Give the count of lines in the data that include "React", with no other words.
— Start —
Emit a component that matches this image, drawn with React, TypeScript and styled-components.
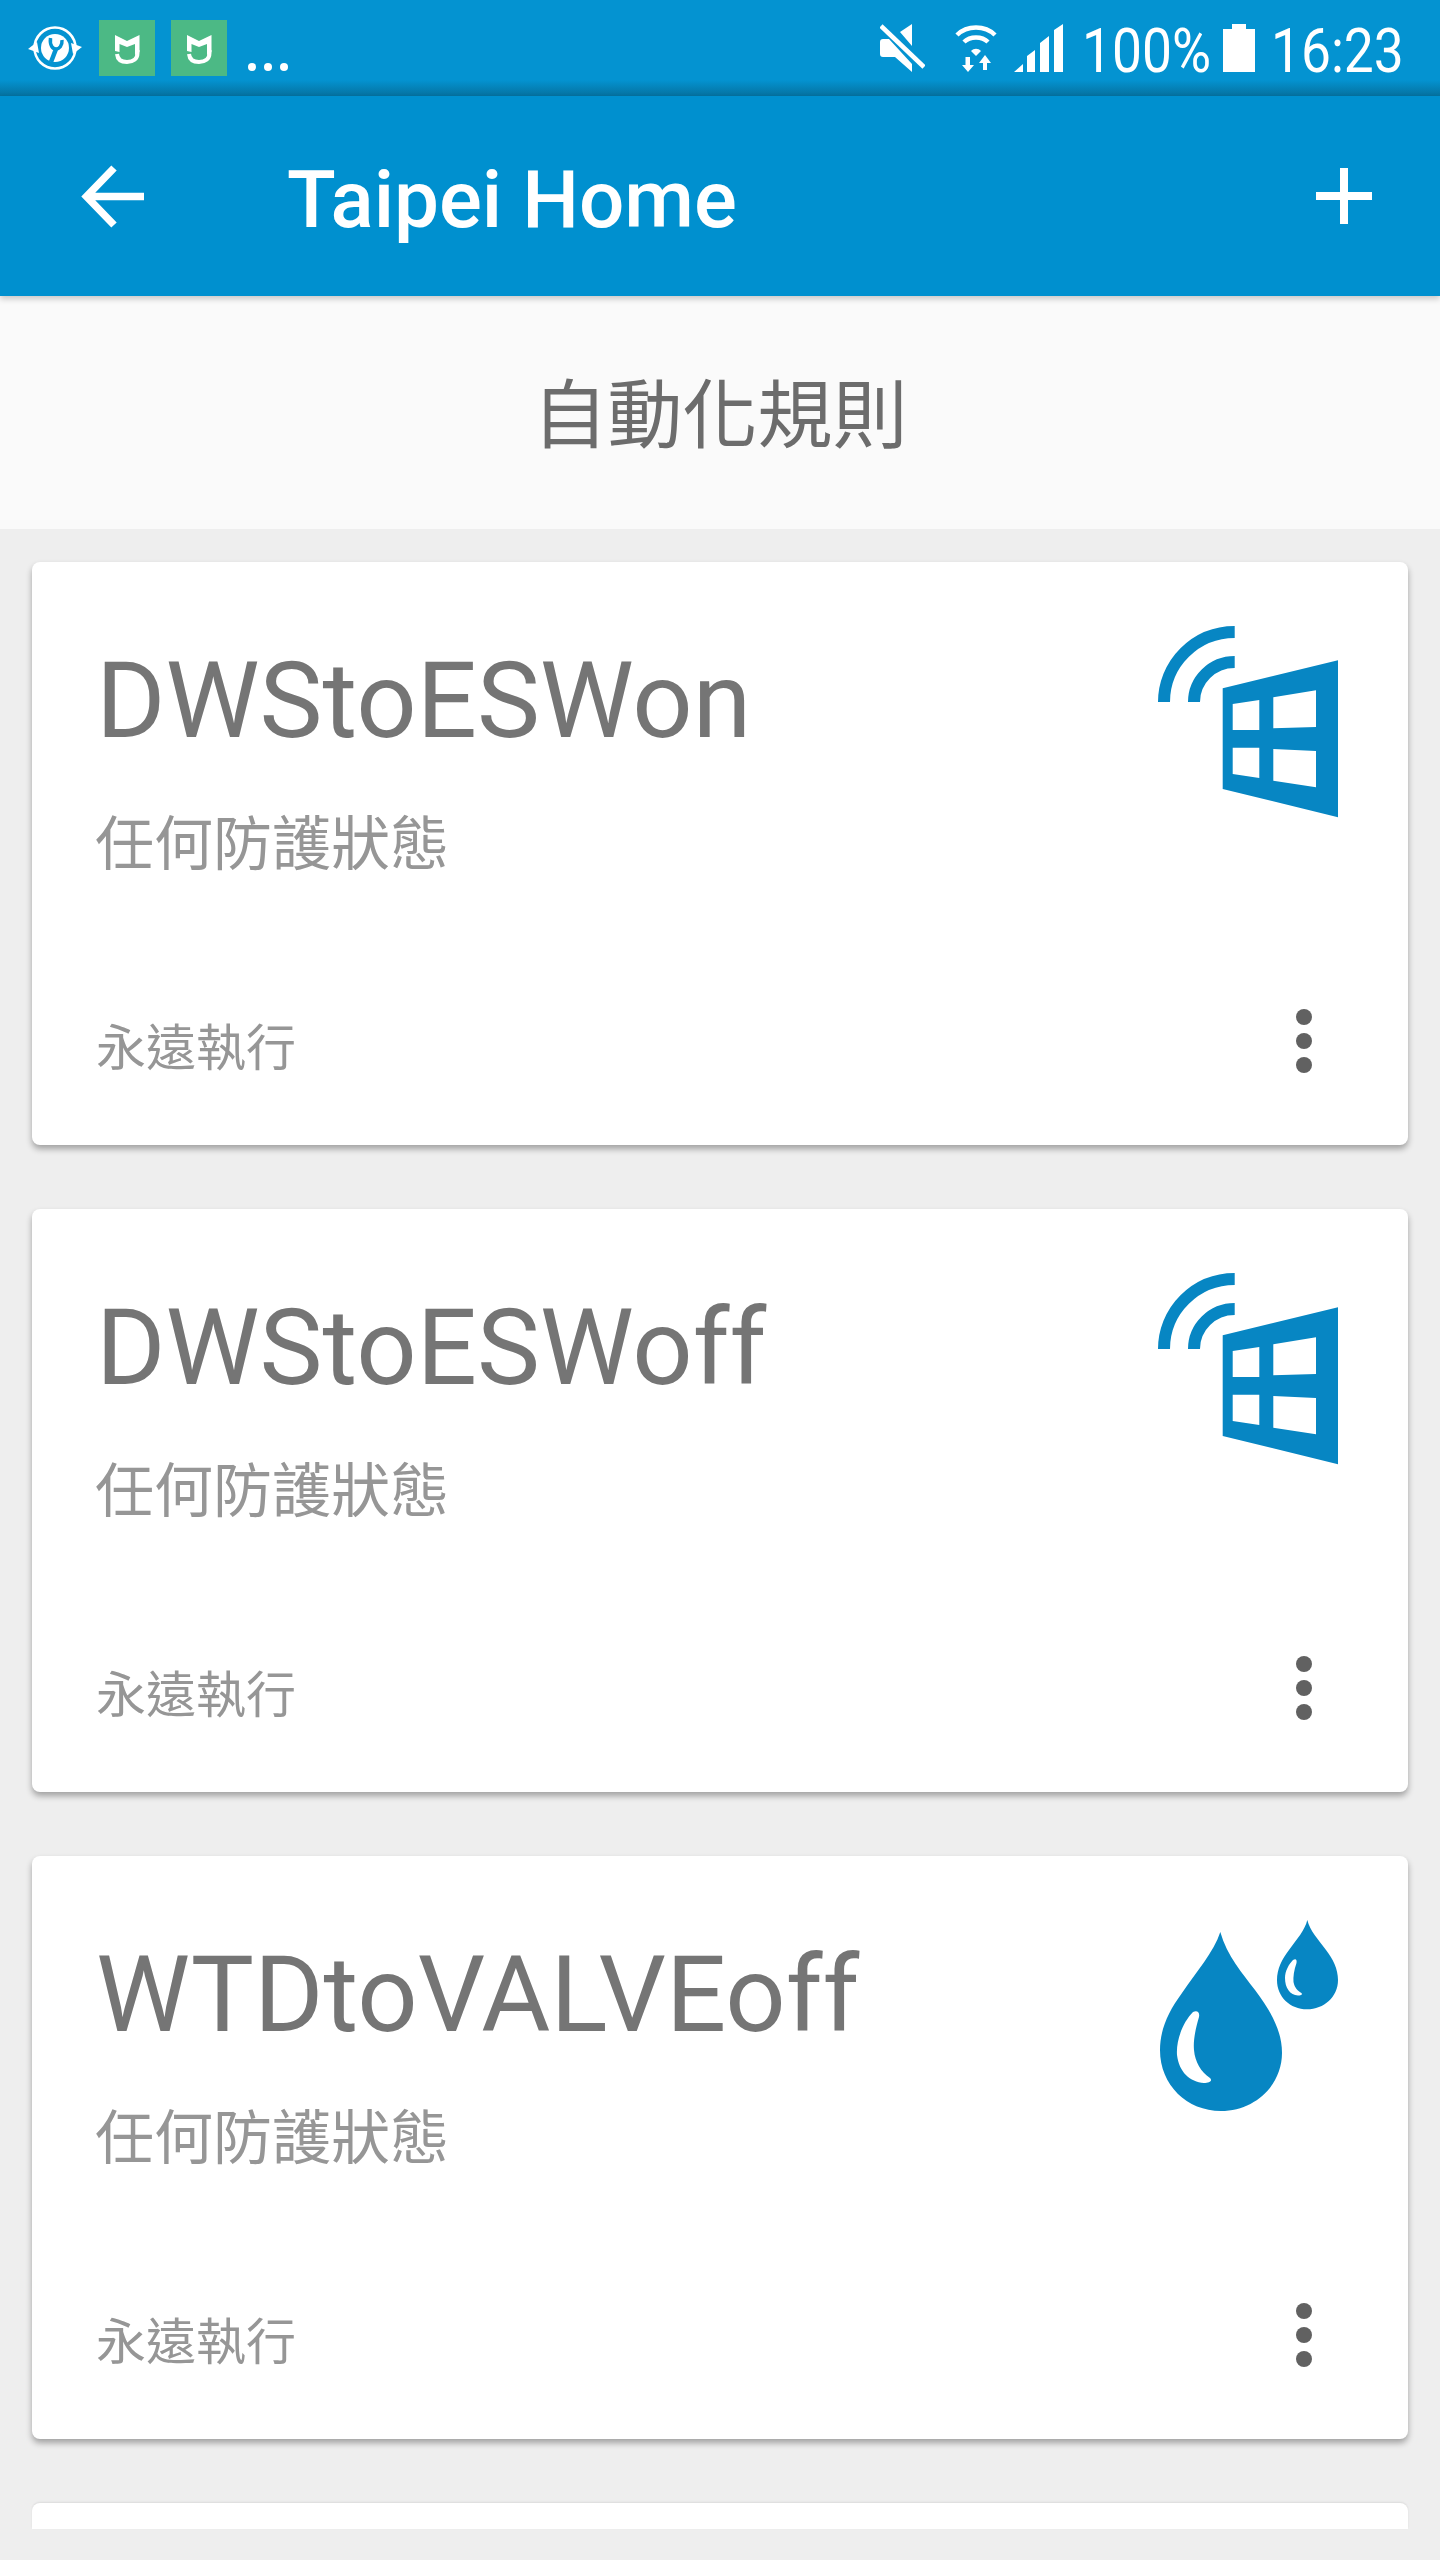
import React from 'react';
import styled, { createGlobalStyle } from 'styled-components';

const GlobalStyle = createGlobalStyle`
  html, body {
    margin: 0;
    padding: 0;
    width: 1440px;
    height: 2560px;
    overflow: hidden;
    background: #eeeeee;
    font-family: Roboto, "Noto Sans CJK TC", sans-serif;
  }
  * { box-sizing: border-box; }
`;

const Screen = styled.div`
  width: 1440px;
  height: 2560px;
  overflow: hidden;
  background: #eeeeee;
  display: flex;
  flex-direction: column;
`;

const StatusBar = styled.div`
  height: 96px;
  flex: none;
  display: flex;
  align-items: center;
  padding: 0 0 0 28px;
  background: linear-gradient(#0493d1 0, #0493d1 80px, #05719f 96px);
  color: #fff;
`;

const GreenTile = styled.div<{ $gap: number }>`
  width: 56px;
  height: 56px;
  margin-left: ${(p) => p.$gap}px;
  background: #4cb985;
  flex: none;
`;

const Dots = styled.div`
  display: flex;
  gap: 8px;
  margin: 38px 0 0 21px;
`;

const Dot = styled.span`
  width: 8px;
  height: 8px;
  border-radius: 50%;
  background: #fff;
`;

const StatusRight = styled.div`
  margin-left: auto;
  display: flex;
  align-items: center;
  height: 48px;
  padding-right: 39px;
`;

const StatusText = styled.span<{ $width: number; $left: number }>`
  display: inline-block;
  width: ${(p) => p.$width}px;
  margin-left: ${(p) => p.$left}px;
  padding-top: 6px;
  font-size: 62px;
  line-height: 48px;
  font-weight: 400;
  white-space: nowrap;
  transform: scaleX(0.86);
  transform-origin: left center;
`;

const Glyph = styled.svg<{ $left?: number }>`
  flex: none;
  display: block;
  margin-left: ${(p) => p.$left ?? 0}px;
`;

const AppBar = styled.div`
  height: 200px;
  flex: none;
  display: flex;
  align-items: center;
  padding: 0 68px 0 81px;
  background: #0090cf;
  box-shadow: 0 3px 6px rgba(0, 0, 0, 0.2);
  position: relative;
  z-index: 2;
  color: #fff;
`;

const AppTitle = styled.div`
  margin-left: 143px;
  padding-top: 8px;
  font-size: 80px;
  font-weight: 500;
  flex: 1;
`;

const SubHeader = styled.div`
  height: 233px;
  flex: none;
  display: flex;
  align-items: center;
  justify-content: center;
  padding-bottom: 6px;
  background: #fafafa;
  color: #6c6c6c;
  font-size: 75px;
  font-family: "Noto Sans CJK TC", sans-serif;
  font-weight: 400;
`;

const CardList = styled.div`
  display: flex;
  flex-direction: column;
  gap: 64px;
  padding: 33px 32px 0;
`;

const Card = styled.div<{ $stub?: boolean }>`
  height: ${(p) => (p.$stub ? '26px' : '583px')};
  flex: none;
  display: flex;
  flex-direction: column;
  background: #fff;
  border-radius: ${(p) => (p.$stub ? '8px 8px 0 0' : '8px')};
  box-shadow: ${(p) =>
    p.$stub ? '0 -1px 2px rgba(0,0,0,0.08)' : '0 4px 6px rgba(0,0,0,0.32)'};
`;

const CardTop = styled.div`
  height: 240px;
  margin: 38px 38px 0 66px;
  display: flex;
  justify-content: space-between;
`;

const CardText = styled.div`
  display: flex;
  flex-direction: column;
`;

const RuleName = styled.div`
  margin: 41px 0 0 -2px;
  font-size: 106px;
  line-height: 120px;
  color: #757575;
`;

const RuleMode = styled.div`
  margin: 41px 0 0 -3px;
  font-size: 59px;
  line-height: 76px;
  font-family: "Noto Sans CJK TC", sans-serif;
  font-weight: 400;
  color: #969696;
`;

const CardFooter = styled.div`
  margin: 166px 94px 0 66px;
  display: flex;
  align-items: center;
  justify-content: space-between;
  height: 70px;
`;

const RunTime = styled.div`
  margin-left: -2px;
  padding-top: 6px;
  font-size: 50px;
  font-family: "Noto Sans CJK TC", sans-serif;
  font-weight: 400;
  color: #969696;
`;

const BLUE = '#0786c3';

function WindowIcon() {
  return (
    <Glyph width="240" height="240" viewBox="0 0 240 240">
      <path
        fill={BLUE}
        fillRule="evenodd"
        d="M92.7 88.3L208 60.3V217.3L92.7 189ZM102.7 104V130H129.3V100ZM143.3 97.3V128.3L186 127V90.3ZM102.7 147.700V174L129.3 178V147.700ZM143.3 149V180.7L186 187.3V151Z"
      />
      <path
        fill="none"
        stroke={BLUE}
        strokeWidth="12"
        d="M34 102A70.7 70 0 0 1 104.7 32M64 102A40.7 40 0 0 1 104.7 62"
      />
    </Glyph>
  );
}

function DropsIcon() {
  return (
    <Glyph width="240" height="240" viewBox="0 4 240 240">
      <path
        fill={BLUE}
        fillRule="evenodd"
        d="M90.3 42C84 62 66 82 52 103C38 122 30 140 30 160C30 195 57 221 91 221C125 221 152 195 152 163C152 140 140 120 125 100C113 84 97 66 90.3 42ZM63 122C67 120 70 122 69 127C66 137 63 150 64 160C65 172 71 182 80 188C83 191 79 193 74 193C60 192 49 182 47 165C46 150 53 132 63 122Z"
      />
      <path
        fill={BLUE}
        fillRule="evenodd"
        d="M177.3 30C175 40 167 49 159 60C152 69 147 79 147 90C147 107 160 119.3 177 119.3C194 119.3 208 107 208 90C208 79 203 69 196 60C188 49 180 41 177.3 30ZM163 70C166 68 167 70 166.500 73C164 80 163 87 163.500 92C164.500 98 168 101 171.500 103C173 105 170 105.500 168 105.500C160 105 155 98 155 88C155 81 159 74 163 70Z"
      />
    </Glyph>
  );
}

function Kebab() {
  return (
    <Glyph width="20" height="64" viewBox="0 0 20 64">
      <circle cx="10" cy="8" r="8" fill="#616161" />
      <circle cx="10" cy="32" r="8" fill="#616161" />
      <circle cx="10" cy="56" r="8" fill="#616161" />
    </Glyph>
  );
}

function MiLogo() {
  return (
    <svg width="56" height="56" viewBox="0 0 56 56">
      <path
        fill="#fff"
        d="M16 15L28 21L40.500 15V32L36 35V24L28 27L20.500 24V32L16 31Z"
      />
      <path
        fill="none"
        stroke="#fff"
        strokeWidth="4"
        d="M38.500 30V33C38.500 39 34 42 28 42C22 42 18.500 39 18 34"
      />
    </svg>
  );
}

function SyncWrench() {
  return (
    <Glyph width="54" height="46" viewBox="0 0 54 46">
      <circle cx="27" cy="23" r="20.500" fill="none" stroke="#fff" strokeWidth="2.500" />
      <circle cx="27" cy="23" r="14" fill="#fff" />
      <path
        fill="none"
        stroke="#0493d1"
        strokeWidth="3.500"
        d="M22.500 13C21.500 21 25 24 28 24C31 24 34.500 21 34 15"
      />
      <path fill="none" stroke="#0493d1" strokeWidth="4.500" d="M28 24L23 37" />
      <path fill="#fff" d="M0 24L9 17L11 28ZM54 22L45 29L43 18Z" />
    </Glyph>
  );
}

function MuteIcon() {
  return (
    <Glyph width="45" height="48" viewBox="0 0 45 48">
      <path
        fill="#fff"
        d="M0 18Q0 15 3 15H9L32 40V48L15 33H3Q0 33 0 30ZM20 8L32 0V22Z"
      />
      <path fill="none" stroke="#fff" strokeWidth="4.500" d="M1 2L44 43" />
    </Glyph>
  );
}

function WifiIcon() {
  return (
    <Glyph $left={30} width="42" height="49" viewBox="0 0 42 49">
      <path
        fill="none"
        stroke="#fff"
        strokeWidth="4.500"
        d="M2 11C12 1 30 1 40 11M9 18C15 12 27 12 33 18"
      />
      <path fill="#fff" d="M16 27C19 24 23 24 26 27L21 32Z" />
      <path
        fill="#fff"
        d="M10.500 33H15V41H19L13 48L7 41H10.500ZM28 46V39H24L30 31L36 39H32V46Z"
      />
    </Glyph>
  );
}

function SignalIcon() {
  return (
    <Glyph $left={17} width="49" height="48" viewBox="0 0 49 48">
      <path
        fill="#fff"
        d="M0 48L9 40V48ZM13 48V32L21 26V48ZM26 48V19L35 12V48ZM40 48V6L49 0V48Z"
      />
    </Glyph>
  );
}

function BatteryIcon() {
  return (
    <Glyph width="32" height="48" viewBox="0 0 32 48">
      <path fill="#fff" d="M9 0H23V5H32V48H0V5H9Z" />
    </Glyph>
  );
}

function BackArrow() {
  return (
    <Glyph width="63" height="63" viewBox="0 0 63 63">
      <path fill="none" stroke="#fff" strokeWidth="7.500" d="M63 31.500H6M33 3L5.500 31.500L33 60" />
    </Glyph>
  );
}

function PlusIcon() {
  return (
    <Glyph width="56" height="56" viewBox="0 0 56 56">
      <path fill="none" stroke="#fff" strokeWidth="8" d="M28 0V56M0 28H56" />
    </Glyph>
  );
}

const rules = [
  { name: 'DWStoESWon', icon: <WindowIcon /> },
  { name: 'DWStoESWoff', icon: <WindowIcon /> },
  { name: 'WTDtoVALVEoff', icon: <DropsIcon /> },
];

export default function App() {
  return (
    <Screen>
      <GlobalStyle />
      <StatusBar>
        <SyncWrench />
        <GreenTile $gap={17}>
          <MiLogo />
        </GreenTile>
        <GreenTile $gap={16}>
          <MiLogo />
        </GreenTile>
        <Dots>
          <Dot />
          <Dot />
          <Dot />
        </Dots>
        <StatusRight>
          <MuteIcon />
          <WifiIcon />
          <SignalIcon />
          <StatusText $width={141} $left={19}>100%</StatusText>
          <BatteryIcon />
          <StatusText $width={130} $left={16}>16:23</StatusText>
        </StatusRight>
      </StatusBar>
      <AppBar>
        <BackArrow />
        <AppTitle>Taipei Home</AppTitle>
        <PlusIcon />
      </AppBar>
      <SubHeader>自動化規則</SubHeader>
      <CardList>
        {rules.map((rule) => (
          <Card key={rule.name}>
            <CardTop>
              <CardText>
                <RuleName>{rule.name}</RuleName>
                <RuleMode>任何防護狀態</RuleMode>
              </CardText>
              {rule.icon}
            </CardTop>
            <CardFooter>
              <RunTime>永遠執行</RunTime>
              <Kebab />
            </CardFooter>
          </Card>
        ))}
        <Card $stub />
      </CardList>
    </Screen>
  );
}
— End —
• [EXERCISE RESPONSE]: 2